鉾納社は明治期に正式名を宝来(ほうらい)吉見神社と定めましたが、地元では古くからの名である鉾納社と呼ばれています。神武天皇の皇子国龍命(くにたつのみこと)とその妃が祀られています。神社の由来は詳しくはわかりませんが、言い伝えによると黒淵地区の久漏牟田(くろむた)の鉾洗(ほこあらい)から二振りの鉾が出土し、湧水できれいに洗いあげたところ見事に光り輝き、その鉾をお宮に納めたといわれます。
楼門の下には「夫婦杉」と呼ばれ、樹齢700年といわれる2本のスギの巨樹が、高さを競うように並んでそびえ立っています。勢いよく伸びた枝からは青々と葉が茂り、圧倒的な存在感があります。楼門に向かって右が男杉、左が女杉と呼ばれていて、二人三脚で小国郷を見守ってきたかのようです。夫婦杉のほかにも拝殿の横や境内に何本ものスギが大きく育っていて緑濃い鎮守の森を形成しています。境内には古い祠(ほこら)があって、そこに社(やしろ)を建て、安産祈願の小さな鳥居がつくられました。

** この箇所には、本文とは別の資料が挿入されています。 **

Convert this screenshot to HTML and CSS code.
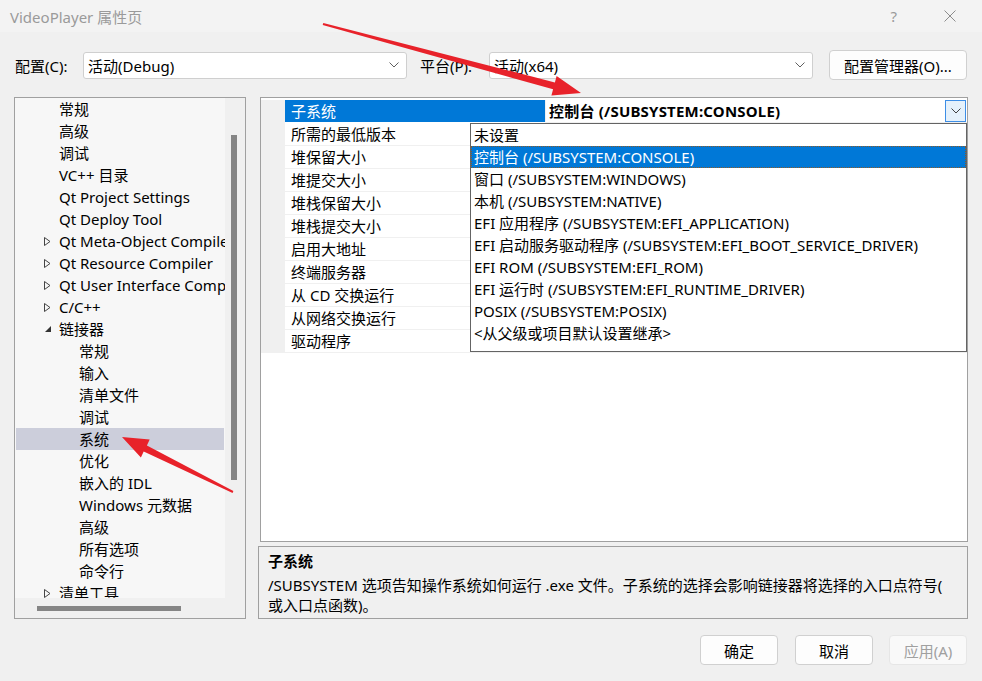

鉾納社の横には小国町が誇る坂本善三美術館があります。坂本善三は明治44年(1911)小国町黒渕に生まれました。「グレーの画家」と称され、ヨーロッパでは日本の伝統的な美しさを表現する画家として高い評価を受けました。東京のアトリエを空襲によってすべて失った画伯は、戦後に帰郷して、ふるさとの自然などをテーマに抽象画を描き続けました。この美術館では昭和62年(1987)に亡くなるまで制作した代表的な作品177点を収蔵、展示しています。明治期の古民家を改築した美術館は、郷土の景観保全と創造に貢献したとして、平成7年に「くまもと景観賞」を受賞しています。